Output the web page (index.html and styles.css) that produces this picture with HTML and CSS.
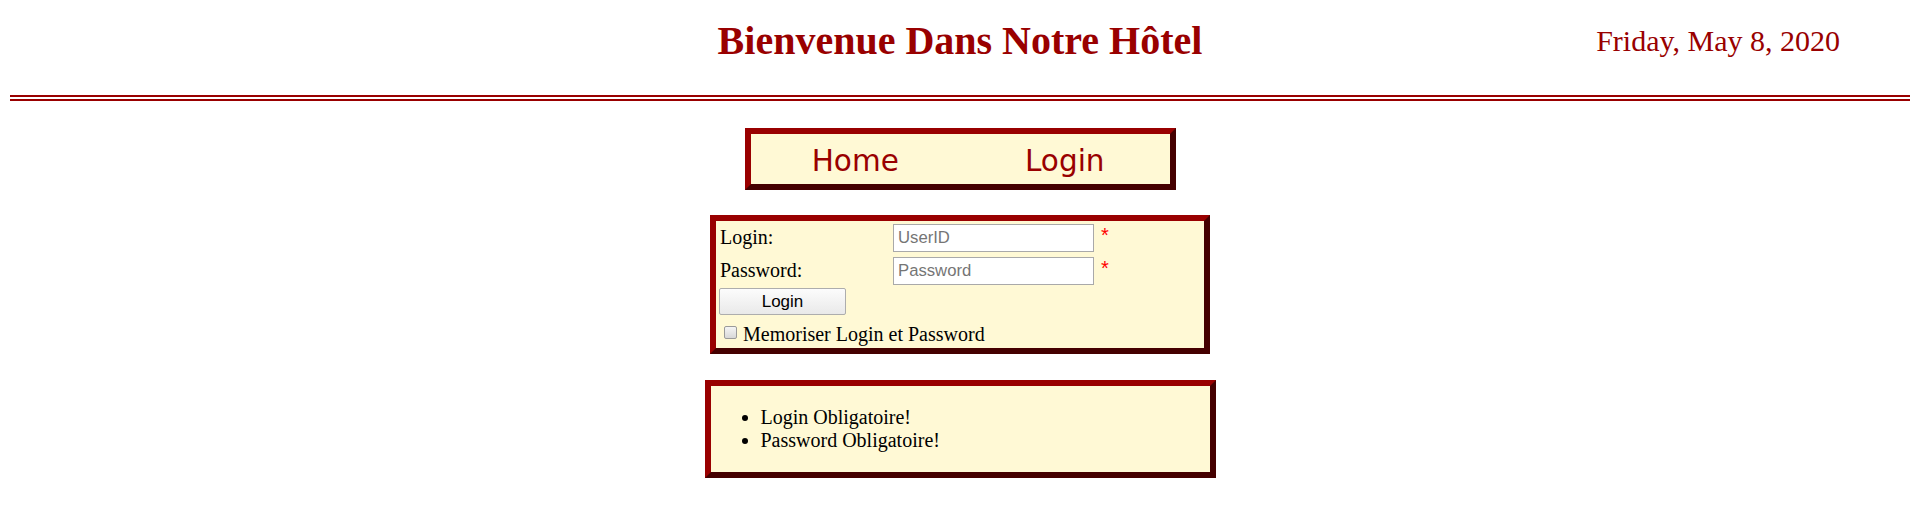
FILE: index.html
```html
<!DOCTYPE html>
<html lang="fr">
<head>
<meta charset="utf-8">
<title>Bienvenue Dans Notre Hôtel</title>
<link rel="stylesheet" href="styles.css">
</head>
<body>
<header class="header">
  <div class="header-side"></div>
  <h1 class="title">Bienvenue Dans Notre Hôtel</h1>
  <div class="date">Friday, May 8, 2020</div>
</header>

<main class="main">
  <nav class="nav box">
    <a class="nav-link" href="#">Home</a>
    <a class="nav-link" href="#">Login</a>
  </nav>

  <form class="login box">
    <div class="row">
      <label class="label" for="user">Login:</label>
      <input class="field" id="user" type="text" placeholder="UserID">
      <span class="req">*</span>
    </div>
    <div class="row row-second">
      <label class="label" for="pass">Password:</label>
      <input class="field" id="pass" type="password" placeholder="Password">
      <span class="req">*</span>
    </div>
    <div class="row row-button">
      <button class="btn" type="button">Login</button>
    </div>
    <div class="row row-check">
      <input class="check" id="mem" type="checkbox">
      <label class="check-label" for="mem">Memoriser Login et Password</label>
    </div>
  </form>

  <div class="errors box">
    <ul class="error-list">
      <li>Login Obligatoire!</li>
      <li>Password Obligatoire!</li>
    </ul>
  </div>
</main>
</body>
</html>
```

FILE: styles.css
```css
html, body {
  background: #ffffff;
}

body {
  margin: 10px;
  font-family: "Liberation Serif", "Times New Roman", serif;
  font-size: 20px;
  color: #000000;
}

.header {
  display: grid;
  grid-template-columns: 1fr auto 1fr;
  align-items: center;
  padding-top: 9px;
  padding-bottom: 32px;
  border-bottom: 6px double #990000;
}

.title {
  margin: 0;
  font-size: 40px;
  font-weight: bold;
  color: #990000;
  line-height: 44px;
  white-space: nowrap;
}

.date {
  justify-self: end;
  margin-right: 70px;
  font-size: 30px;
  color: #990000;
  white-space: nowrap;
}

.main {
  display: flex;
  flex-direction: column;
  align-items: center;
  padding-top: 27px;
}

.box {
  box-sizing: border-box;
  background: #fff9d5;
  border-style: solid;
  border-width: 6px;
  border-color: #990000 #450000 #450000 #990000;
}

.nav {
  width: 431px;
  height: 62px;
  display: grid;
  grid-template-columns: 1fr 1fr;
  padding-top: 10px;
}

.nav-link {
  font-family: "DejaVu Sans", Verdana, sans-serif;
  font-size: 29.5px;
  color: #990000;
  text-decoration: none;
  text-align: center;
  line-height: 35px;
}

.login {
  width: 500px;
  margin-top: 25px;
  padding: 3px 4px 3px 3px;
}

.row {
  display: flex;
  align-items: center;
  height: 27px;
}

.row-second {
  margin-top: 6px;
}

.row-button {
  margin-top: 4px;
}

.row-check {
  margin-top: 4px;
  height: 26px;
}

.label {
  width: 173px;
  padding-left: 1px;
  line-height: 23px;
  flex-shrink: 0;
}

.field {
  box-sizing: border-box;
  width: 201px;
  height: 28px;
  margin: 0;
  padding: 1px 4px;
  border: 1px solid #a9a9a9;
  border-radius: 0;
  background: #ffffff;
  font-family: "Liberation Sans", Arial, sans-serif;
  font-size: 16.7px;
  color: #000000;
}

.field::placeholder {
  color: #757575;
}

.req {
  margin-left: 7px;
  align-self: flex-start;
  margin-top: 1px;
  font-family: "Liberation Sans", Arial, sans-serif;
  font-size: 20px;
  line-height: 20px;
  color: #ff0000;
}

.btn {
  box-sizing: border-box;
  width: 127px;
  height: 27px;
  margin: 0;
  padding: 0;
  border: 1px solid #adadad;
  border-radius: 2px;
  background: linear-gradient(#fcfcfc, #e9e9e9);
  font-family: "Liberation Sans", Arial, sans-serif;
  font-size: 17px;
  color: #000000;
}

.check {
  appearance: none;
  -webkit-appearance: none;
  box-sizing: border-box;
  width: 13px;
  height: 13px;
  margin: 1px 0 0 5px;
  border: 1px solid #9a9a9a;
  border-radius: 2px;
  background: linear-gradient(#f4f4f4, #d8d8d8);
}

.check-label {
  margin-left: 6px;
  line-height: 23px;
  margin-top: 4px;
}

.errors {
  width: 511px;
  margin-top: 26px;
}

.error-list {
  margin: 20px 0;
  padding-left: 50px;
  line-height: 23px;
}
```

--

What the task requires: All of the data above should be quoted exactly, except for the pictures.

Correct answer:
Output the web page (index.html and styles.css) that produces this picture with HTML and CSS.
FILE: index.html
```html
<!DOCTYPE html>
<html lang="fr">
<head>
<meta charset="utf-8">
<title>Bienvenue Dans Notre Hôtel</title>
<link rel="stylesheet" href="styles.css">
</head>
<body>
<header class="header">
  <div class="header-side"></div>
  <h1 class="title">Bienvenue Dans Notre Hôtel</h1>
  <div class="date">Friday, May 8, 2020</div>
</header>

<main class="main">
  <nav class="nav box">
    <a class="nav-link" href="#">Home</a>
    <a class="nav-link" href="#">Login</a>
  </nav>

  <form class="login box">
    <div class="row">
      <label class="label" for="user">Login:</label>
      <input class="field" id="user" type="text" placeholder="UserID">
      <span class="req">*</span>
    </div>
    <div class="row row-second">
      <label class="label" for="pass">Password:</label>
      <input class="field" id="pass" type="password" placeholder="Password">
      <span class="req">*</span>
    </div>
    <div class="row row-button">
      <button class="btn" type="button">Login</button>
    </div>
    <div class="row row-check">
      <input class="check" id="mem" type="checkbox">
      <label class="check-label" for="mem">Memoriser Login et Password</label>
    </div>
  </form>

  <div class="errors box">
    <ul class="error-list">
      <li>Login Obligatoire!</li>
      <li>Password Obligatoire!</li>
    </ul>
  </div>
</main>
</body>
</html>
```

FILE: styles.css
```css
html, body {
  background: #ffffff;
}

body {
  margin: 10px;
  font-family: "Liberation Serif", "Times New Roman", serif;
  font-size: 20px;
  color: #000000;
}

.header {
  display: grid;
  grid-template-columns: 1fr auto 1fr;
  align-items: center;
  padding-top: 9px;
  padding-bottom: 32px;
  border-bottom: 6px double #990000;
}

.title {
  margin: 0;
  font-size: 40px;
  font-weight: bold;
  color: #990000;
  line-height: 44px;
  white-space: nowrap;
}

.date {
  justify-self: end;
  margin-right: 70px;
  font-size: 30px;
  color: #990000;
  white-space: nowrap;
}

.main {
  display: flex;
  flex-direction: column;
  align-items: center;
  padding-top: 27px;
}

.box {
  box-sizing: border-box;
  background: #fff9d5;
  border-style: solid;
  border-width: 6px;
  border-color: #990000 #450000 #450000 #990000;
}

.nav {
  width: 431px;
  height: 62px;
  display: grid;
  grid-template-columns: 1fr 1fr;
  padding-top: 10px;
}

.nav-link {
  font-family: "DejaVu Sans", Verdana, sans-serif;
  font-size: 29.5px;
  color: #990000;
  text-decoration: none;
  text-align: center;
  line-height: 35px;
}

.login {
  width: 500px;
  margin-top: 25px;
  padding: 3px 4px 3px 3px;
}

.row {
  display: flex;
  align-items: center;
  height: 27px;
}

.row-second {
  margin-top: 6px;
}

.row-button {
  margin-top: 4px;
}

.row-check {
  margin-top: 4px;
  height: 26px;
}

.label {
  width: 173px;
  padding-left: 1px;
  line-height: 23px;
  flex-shrink: 0;
}

.field {
  box-sizing: border-box;
  width: 201px;
  height: 28px;
  margin: 0;
  padding: 1px 4px;
  border: 1px solid #a9a9a9;
  border-radius: 0;
  background: #ffffff;
  font-family: "Liberation Sans", Arial, sans-serif;
  font-size: 16.7px;
  color: #000000;
}

.field::placeholder {
  color: #757575;
}

.req {
  margin-left: 7px;
  align-self: flex-start;
  margin-top: 1px;
  font-family: "Liberation Sans", Arial, sans-serif;
  font-size: 20px;
  line-height: 20px;
  color: #ff0000;
}

.btn {
  box-sizing: border-box;
  width: 127px;
  height: 27px;
  margin: 0;
  padding: 0;
  border: 1px solid #adadad;
  border-radius: 2px;
  background: linear-gradient(#fcfcfc, #e9e9e9);
  font-family: "Liberation Sans", Arial, sans-serif;
  font-size: 17px;
  color: #000000;
}

.check {
  appearance: none;
  -webkit-appearance: none;
  box-sizing: border-box;
  width: 13px;
  height: 13px;
  margin: 1px 0 0 5px;
  border: 1px solid #9a9a9a;
  border-radius: 2px;
  background: linear-gradient(#f4f4f4, #d8d8d8);
}

.check-label {
  margin-left: 6px;
  line-height: 23px;
  margin-top: 4px;
}

.errors {
  width: 511px;
  margin-top: 26px;
}

.error-list {
  margin: 20px 0;
  padding-left: 50px;
  line-height: 23px;
}
```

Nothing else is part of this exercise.